SHORT TASK> Skip every picture and transcribe the remaining material exactly.

DATASET EXTRACT>
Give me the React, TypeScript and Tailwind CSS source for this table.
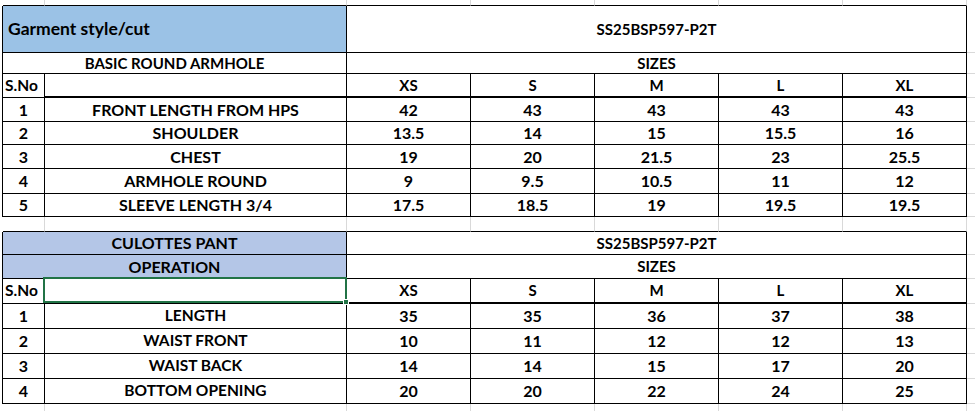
import React from "react";

type Spec = { span?: 1 | 2 | 5; text?: string; cls?: string; sel?: boolean };

const base = "flex items-center justify-center border-[#d9d9d9] whitespace-nowrap";

// cell borders
const K = "border-r border-b border-r-black border-b-black";
const KT = "border-r border-b-2 border-r-black border-b-black"; // thick bottom
const GK = "border-r border-b border-b-black"; // gridline right, black bottom

const sizes = ["XS", "S", "M", "L", "XL"];

const top: { no: string; label: string; vals: string[] }[] = [
  { no: "1", label: "FRONT LENGTH FROM HPS", vals: ["42", "43", "43", "43", "43"] },
  { no: "2", label: "SHOULDER", vals: ["13.5", "14", "15", "15.5", "16"] },
  { no: "3", label: "CHEST", vals: ["19", "20", "21.5", "23", "25.5"] },
  { no: "4", label: "ARMHOLE ROUND", vals: ["9", "9.5", "10.5", "11", "12"] },
  { no: "5", label: "SLEEVE LENGTH 3/4", vals: ["17.5", "18.5", "19", "19.5", "19.5"] },
];

const pant: { no: string; label: string; vals: string[] }[] = [
  { no: "1", label: "LENGTH", vals: ["35", "35", "36", "37", "38"] },
  { no: "2", label: "WAIST FRONT", vals: ["10", "11", "12", "12", "13"] },
  { no: "3", label: "WAIST BACK", vals: ["14", "14", "15", "17", "20"] },
  { no: "4", label: "BOTTOM OPENING", vals: ["20", "20", "22", "24", "25"] },
];

function gridRow(cls: string): Spec[] {
  return [
    { cls: "" },
    { cls },
    { cls },
    ...sizes.map(() => ({ cls })),
    { cls: "" },
  ];
}

function dataRow(r: { no: string; label: string; vals: string[] }, small: boolean): Spec[] {
  const t = small ? " text-[15.5px]" : " text-[16px]";
  return [
    { cls: "border-r border-r-black" },
    { cls: K + " text-[16px]", text: r.no },
    { cls: K + t, text: r.label },
    ...r.vals.map((v) => ({ cls: K + " text-[16px]", text: v })),
    { cls: "border-b" },
  ];
}

const rows: Spec[][] = [
  gridRow(GK),
  [
    { cls: "border-r border-r-black" },
    { span: 2, cls: K + " bg-[#9bc2e6] justify-start pl-[5px] text-[17.5px]", text: "Garment style/cut" },
    { span: 5, cls: K, text: "SS25BSP597-P2T" },
    { cls: "border-b" },
  ],
  [
    { cls: "border-r border-r-black" },
    { span: 2, cls: K, text: "BASIC ROUND ARMHOLE" },
    { span: 5, cls: K, text: "SIZES" },
    { cls: "border-b" },
  ],
  [
    { cls: "border-r border-r-black" },
    { cls: K + " justify-start pl-[2px] text-[15.5px]", text: "S.No" },
    { cls: KT },
    ...sizes.map((s) => ({ cls: KT, text: s })),
    { cls: "border-b" },
  ],
  ...top.map((r) => dataRow(r, false)),
  gridRow(GK),
  [
    { cls: "border-r border-r-black" },
    { span: 2, cls: K + " bg-[#b4c6e7] text-[16px]", text: "CULOTTES PANT" },
    { span: 5, cls: K, text: "SS25BSP597-P2T" },
    { cls: "border-b" },
  ],
  [
    { cls: "border-r border-r-black" },
    { span: 2, cls: K + " bg-[#b4c6e7] text-[16px]", text: "OPERATION" },
    { span: 5, cls: K, text: "SIZES" },
    { cls: "border-b" },
  ],
  [
    { cls: "border-r border-r-black" },
    { cls: K + " justify-start pl-[2px] text-[15.5px]", text: "S.No" },
    { cls: K + " relative", sel: true },
    ...sizes.map((s) => ({ cls: KT, text: s })),
    { cls: "border-b" },
  ],
  ...pant.map((r) => dataRow(r, true)),
  gridRow("border-r"),
];

export default function App() {
  return (
    <div className="w-[975px] h-[411px] overflow-hidden bg-white text-black font-bold font-['Lato',sans-serif] text-[15px] leading-none">
      <div className="grid grid-cols-[3px_42px_302px_124px_124px_124px_124px_124px_8px] grid-rows-[6px_47px_21px_24px_24px_23px_24px_25px_23px_15px_23px_24px_25px_25px_25px_25px_25px_7px]">
        {rows.map((row, i) =>
          row.map((c, j) => (
            <div
              key={i + "-" + j}
              className={`${base} ${c.span === 2 ? "col-span-2" : c.span === 5 ? "col-span-5" : ""} ${c.cls}`}
            >
              {c.text}
              {c.sel && (
                <div className="absolute -left-[2px] -top-[2px] -right-[1px] bottom-0 border-2 border-[#217346]">
                  <div className="absolute -right-[4px] -bottom-[4px] w-[6px] h-[6px] bg-[#217346] border border-white" />
                </div>
              )}
            </div>
          ))
        )}
      </div>
    </div>
  );
}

WRITTEN RESPONSE>
Give me the React, TypeScript and Tailwind CSS source for this table.
import React from "react";

type Spec = { span?: 1 | 2 | 5; text?: string; cls?: string; sel?: boolean };

const base = "flex items-center justify-center border-[#d9d9d9] whitespace-nowrap";

// cell borders
const K = "border-r border-b border-r-black border-b-black";
const KT = "border-r border-b-2 border-r-black border-b-black"; // thick bottom
const GK = "border-r border-b border-b-black"; // gridline right, black bottom

const sizes = ["XS", "S", "M", "L", "XL"];

const top: { no: string; label: string; vals: string[] }[] = [
  { no: "1", label: "FRONT LENGTH FROM HPS", vals: ["42", "43", "43", "43", "43"] },
  { no: "2", label: "SHOULDER", vals: ["13.5", "14", "15", "15.5", "16"] },
  { no: "3", label: "CHEST", vals: ["19", "20", "21.5", "23", "25.5"] },
  { no: "4", label: "ARMHOLE ROUND", vals: ["9", "9.5", "10.5", "11", "12"] },
  { no: "5", label: "SLEEVE LENGTH 3/4", vals: ["17.5", "18.5", "19", "19.5", "19.5"] },
];

const pant: { no: string; label: string; vals: string[] }[] = [
  { no: "1", label: "LENGTH", vals: ["35", "35", "36", "37", "38"] },
  { no: "2", label: "WAIST FRONT", vals: ["10", "11", "12", "12", "13"] },
  { no: "3", label: "WAIST BACK", vals: ["14", "14", "15", "17", "20"] },
  { no: "4", label: "BOTTOM OPENING", vals: ["20", "20", "22", "24", "25"] },
];

function gridRow(cls: string): Spec[] {
  return [
    { cls: "" },
    { cls },
    { cls },
    ...sizes.map(() => ({ cls })),
    { cls: "" },
  ];
}

function dataRow(r: { no: string; label: string; vals: string[] }, small: boolean): Spec[] {
  const t = small ? " text-[15.5px]" : " text-[16px]";
  return [
    { cls: "border-r border-r-black" },
    { cls: K + " text-[16px]", text: r.no },
    { cls: K + t, text: r.label },
    ...r.vals.map((v) => ({ cls: K + " text-[16px]", text: v })),
    { cls: "border-b" },
  ];
}

const rows: Spec[][] = [
  gridRow(GK),
  [
    { cls: "border-r border-r-black" },
    { span: 2, cls: K + " bg-[#9bc2e6] justify-start pl-[5px] text-[17.5px]", text: "Garment style/cut" },
    { span: 5, cls: K, text: "SS25BSP597-P2T" },
    { cls: "border-b" },
  ],
  [
    { cls: "border-r border-r-black" },
    { span: 2, cls: K, text: "BASIC ROUND ARMHOLE" },
    { span: 5, cls: K, text: "SIZES" },
    { cls: "border-b" },
  ],
  [
    { cls: "border-r border-r-black" },
    { cls: K + " justify-start pl-[2px] text-[15.5px]", text: "S.No" },
    { cls: KT },
    ...sizes.map((s) => ({ cls: KT, text: s })),
    { cls: "border-b" },
  ],
  ...top.map((r) => dataRow(r, false)),
  gridRow(GK),
  [
    { cls: "border-r border-r-black" },
    { span: 2, cls: K + " bg-[#b4c6e7] text-[16px]", text: "CULOTTES PANT" },
    { span: 5, cls: K, text: "SS25BSP597-P2T" },
    { cls: "border-b" },
  ],
  [
    { cls: "border-r border-r-black" },
    { span: 2, cls: K + " bg-[#b4c6e7] text-[16px]", text: "OPERATION" },
    { span: 5, cls: K, text: "SIZES" },
    { cls: "border-b" },
  ],
  [
    { cls: "border-r border-r-black" },
    { cls: K + " justify-start pl-[2px] text-[15.5px]", text: "S.No" },
    { cls: K + " relative", sel: true },
    ...sizes.map((s) => ({ cls: KT, text: s })),
    { cls: "border-b" },
  ],
  ...pant.map((r) => dataRow(r, true)),
  gridRow("border-r"),
];

export default function App() {
  return (
    <div className="w-[975px] h-[411px] overflow-hidden bg-white text-black font-bold font-['Lato',sans-serif] text-[15px] leading-none">
      <div className="grid grid-cols-[3px_42px_302px_124px_124px_124px_124px_124px_8px] grid-rows-[6px_47px_21px_24px_24px_23px_24px_25px_23px_15px_23px_24px_25px_25px_25px_25px_25px_7px]">
        {rows.map((row, i) =>
          row.map((c, j) => (
            <div
              key={i + "-" + j}
              className={`${base} ${c.span === 2 ? "col-span-2" : c.span === 5 ? "col-span-5" : ""} ${c.cls}`}
            >
              {c.text}
              {c.sel && (
                <div className="absolute -left-[2px] -top-[2px] -right-[1px] bottom-0 border-2 border-[#217346]">
                  <div className="absolute -right-[4px] -bottom-[4px] w-[6px] h-[6px] bg-[#217346] border border-white" />
                </div>
              )}
            </div>
          ))
        )}
      </div>
    </div>
  );
}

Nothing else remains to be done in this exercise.